Nio's CFO change won't disrupt current operations, says Morgan Stanley
A C-level change is rarely positive news, but Nio's recent solid operation should help ease market concerns, thus preventing any panic knee-jerk reaction, Morgan Stanley said.
Nio (NYSE: NIO) announced a CFO change last week, and in one Wall Street analyst's view, the internal transfer should ensure smooth transition.
A C-level change is rarely good news, but Nio's recent solid operation should help ease market concerns, thus preventing any panic knee-jerk reaction, Morgan Stanley analyst Tim Hsiao's team said in a July 5 research note.
"We don't expect this change to disrupt Nio's current operation or future fund-raising plans, if any," the team wrote.
Nio announced earlier on July 5 that Steven Feng had resigned as CFO for personal and family reasons, effective that day.
Nio's board of directors had approved the promotion of Mr. Qu Yu, or Stanley Qu, senior vice president of finance, as the new CFO.
Since joining Nio in October 2016, Qu has demonstrated strong expertise and leadership in overseeing the company's overall financial and reporting functions, Nio said.
Feng joined Nio in November 2019, and prior to that he was a managing director and head of the auto and parts research team at CICC.
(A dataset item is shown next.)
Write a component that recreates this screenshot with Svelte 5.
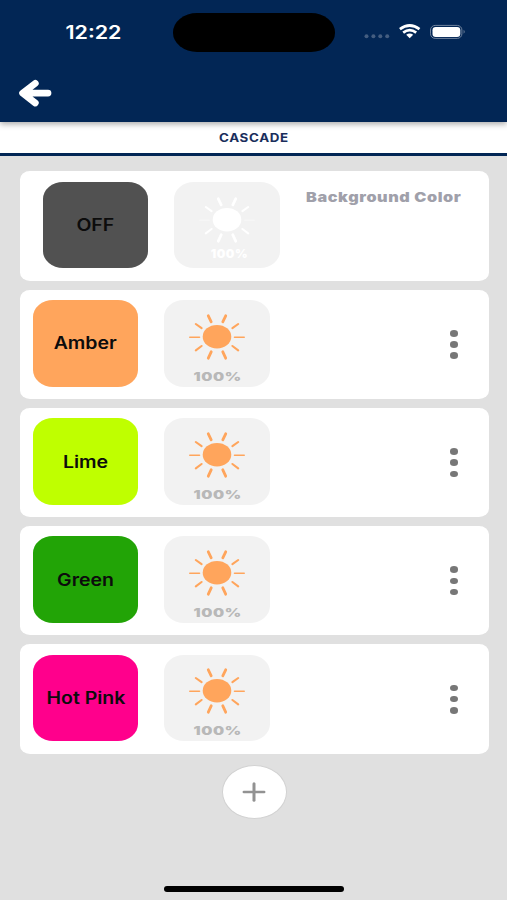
<script lang="ts">
  // Cascade editor: background colour first, then the ordered list of steps.
  interface Step {
    name: string;
    color: string;
    brightness: number;
    background?: boolean;
  }

  const steps: Step[] = [
    { name: 'OFF', color: '#515151', brightness: 100, background: true },
    { name: 'Amber', color: '#ffa55c', brightness: 100 },
    { name: 'Lime', color: '#bfff00', brightness: 100 },
    { name: 'Green', color: '#22a406', brightness: 100 },
    { name: 'Hot Pink', color: '#ff008c', brightness: 100 },
  ];
</script>

<div class="screen">
  <header class="top">
    <div class="status">
      <span class="time"><span class="wide">12:22</span></span>
      <div class="island"></div>
      <svg class="indicators" width="104" height="20" viewBox="0 0 104 20" aria-hidden="true">
        <g fill="#445d80">
          <circle cx="3.5" cy="14.3" r="2" />
          <circle cx="10.4" cy="14.3" r="2" />
          <circle cx="17.3" cy="14.3" r="2" />
          <circle cx="24.2" cy="14.3" r="2" />
        </g>
        <g fill="none" stroke="#fff" stroke-width="2.7">
          <path d="M36.9 7.2Q46.7 -0.2 56.5 7.2" />
          <path d="M40.2 10.6Q46.7 5.6 53.2 10.6" />
        </g>
        <path d="M43.2 12.8Q46.7 10.3 50.2 12.8L46.7 16.2Z" fill="#fff" />
        <rect x="67.5" y="3.4" width="31.4" height="13" rx="4.6" fill="none" stroke="#70839d" stroke-width="1" />
        <rect x="69.5" y="5" width="27.8" height="9.9" rx="3.2" fill="#fff" />
        <path d="M100.6 7.8Q102.8 9.8 100.6 11.8Z" fill="#70839d" />
      </svg>
    </div>
    <button class="back" aria-label="Back">
      <svg width="34" height="29" viewBox="0 0 34 29">
        <path d="M17.3 4.4L4.6 14.1L17.3 24M7 14.1H30" fill="none" stroke="#fff" stroke-width="6.8" stroke-linecap="round" stroke-linejoin="round" />
      </svg>
    </button>
  </header>

  <div class="tab"><span class="wide">CASCADE</span></div>

  <main class="steps">
    {#each steps as step}
      <section class="card" class:background={step.background}>
        <button class="tile swatch" style="background: {step.color}">
          <span class="wide">{step.name}</span>
        </button>
        <button class="tile brightness">
          <svg class="sun" width="58" height="48" viewBox="0 0 58 48" aria-hidden="true">
            <ellipse cx="29" cy="23.7" rx="14.3" ry="11.8" fill="currentColor" />
            <g stroke="currentColor" stroke-linecap="round" fill="none">
              <path class="side" stroke-width="1.6" d="M1.8 24.3H11.5M46.5 24.3H56.2" />
              <path stroke-width="2.1" d="M7.8 11L13.6 15.2M50.2 11L44.4 15.2M7.8 37.3L13.6 33M50.2 37.3L44.4 33" />
              <path stroke-width="2.8" d="M20.3 2.8L23.2 8.8M37.7 2.8L34.8 8.8M20.3 45.2L23.2 38.8M37.7 45.2L34.8 38.8" />
            </g>
          </svg>
          <span class="percent"><span class="wide">{step.brightness}%</span></span>
        </button>
        {#if step.background}
          <p class="caption"><span class="wide">Background Color</span></p>
        {:else}
          <button class="more" aria-label="More options">
            <i></i><i></i><i></i>
          </button>
        {/if}
      </section>
    {/each}
    <button class="add" aria-label="Add color">
      <svg width="24" height="20" viewBox="0 0 24 20">
        <path d="M1.8 10H22.2" stroke="#929292" stroke-width="2.5" stroke-linecap="round" />
        <path d="M12 1.8V18.2" stroke="#929292" stroke-width="3" stroke-linecap="round" />
      </svg>
    </button>
  </main>

  <footer class="home"><div class="bar"></div></footer>
</div>

<style>
  :global(body) {
    margin: 0;
  }
  .screen {
    display: flex;
    flex-direction: column;
    width: 507px;
    height: 900px;
    overflow: hidden;
    background: #e0e0e0;
    font-family: Inter, 'Liberation Sans', sans-serif;
  }
  button {
    display: flex;
    padding: 0;
    border: 0;
    background: none;
    font: inherit;
    color: inherit;
  }
  /* extended letterforms */
  .wide {
    display: inline-block;
    white-space: nowrap;
    transform: scaleX(var(--stretch, 1.2));
  }

  .top {
    flex: none;
    box-sizing: border-box;
    height: 122px;
    padding-top: 13px;
    background: #022655;
    box-shadow: 0 2px 6px rgba(0, 0, 0, 0.35);
    z-index: 1;
  }
  .status {
    display: grid;
    grid-template-columns: 173px 162px 1fr;
    height: 38.5px;
    align-items: center;
  }
  .time {
    --stretch: 1.19;
    padding-left: 14px;
    text-align: center;
    color: #fff;
    font-size: 18px;
    font-weight: 600;
  }
  .island {
    height: 38.5px;
    border-radius: 24px / 19.25px;
    background: #000;
  }
  .indicators {
    margin-left: 27.5px;
  }
  .back {
    margin: 27px 0 0 18px;
  }

  .tab {
    --stretch: 1.13;
    flex: none;
    display: flex;
    align-items: center;
    justify-content: center;
    height: 31px;
    border-bottom: 3px solid #022655;
    background: #fff;
    color: #1a2e5c;
    font-size: 11.8px;
    font-weight: 700;
    letter-spacing: 0.6px;
  }

  .steps {
    flex: 1;
    display: flex;
    flex-direction: column;
    gap: 8.7px;
    padding: 15.4px 18.5px 0 20px;
  }
  .card {
    display: flex;
    align-items: flex-start;
    box-sizing: border-box;
    height: 109.5px;
    padding: 10.5px 0 0 12.8px;
    border-radius: 10px / 8.5px;
    background: #fff;
  }
  .card.background {
    padding-left: 22.5px;
  }
  .tile {
    flex: none;
    align-items: center;
    width: 105.6px;
    height: 86.5px;
    border-radius: 20px / 17px;
  }
  .swatch {
    --stretch: 1.16;
    justify-content: center;
    color: #0c0c0c;
    font-size: 16.8px;
    font-weight: 600;
  }
  .brightness {
    flex-direction: column;
    margin-left: 26px;
    background: #f2f2f2;
    color: #ffa55c;
  }
  .background .brightness {
    color: #fff;
  }
  .sun {
    margin-top: 12.5px;
  }
  .background .sun {
    margin-top: 13.8px;
  }
  .background .side {
    opacity: 0.3;
  }
  .percent {
    --stretch: 1.3;
    margin-top: 8.3px;
    color: #b8b8b8;
    font-size: 12.1px;
    font-weight: 900;
    line-height: 15px;
    letter-spacing: 0.5px;
  }
  .background .percent {
    --stretch: 1;
    margin: 2px 0 0 5px;
    color: #fff;
  }
  .caption {
    --stretch: 1.2;
    flex: 1;
    margin: 7.3px 0 0;
    text-align: center;
    color: #a0a0aa;
    font-size: 13.5px;
    font-weight: 900;
    line-height: 17px;
    letter-spacing: 0.5px;
  }
  .more {
    flex-direction: column;
    gap: 4.6px;
    margin: 30px 31px 0 auto;
  }
  .more i {
    width: 8px;
    height: 6.6px;
    border-radius: 50%;
    background: #777;
  }
  .add {
    align-items: center;
    justify-content: center;
    align-self: center;
    width: 65px;
    height: 53.5px;
    margin-top: 3.1px;
    border: 1px solid #d2d2d2;
    border-radius: 50%;
    background: #fff;
  }

  .home {
    display: flex;
    justify-content: center;
    padding-bottom: 8.5px;
  }
  .bar {
    width: 180px;
    height: 5.5px;
    border-radius: 3px;
    background: #000;
  }
</style>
Nio's US-traded shares were down 5.13 percent to $4.62 at the close of trading on July 5, and its Hong Kong-traded shares were down 5.23 percent to HK$35.35 at press time.
Additionally, Morgan Stanley said their recent channel checks show that Nio's order book has been stabilizing at a run rate of about 5,000 units per week.
"With improving mix/scale and reduction in promotions for certain models, we expect 2Q GPM to meet the company's guidance of double digits, or our expectation of low teens," the team said.
Morgan Stanley said the Onvo L60 remains a more crucial stock catalyst, with official deliveries of the model expected on September 10.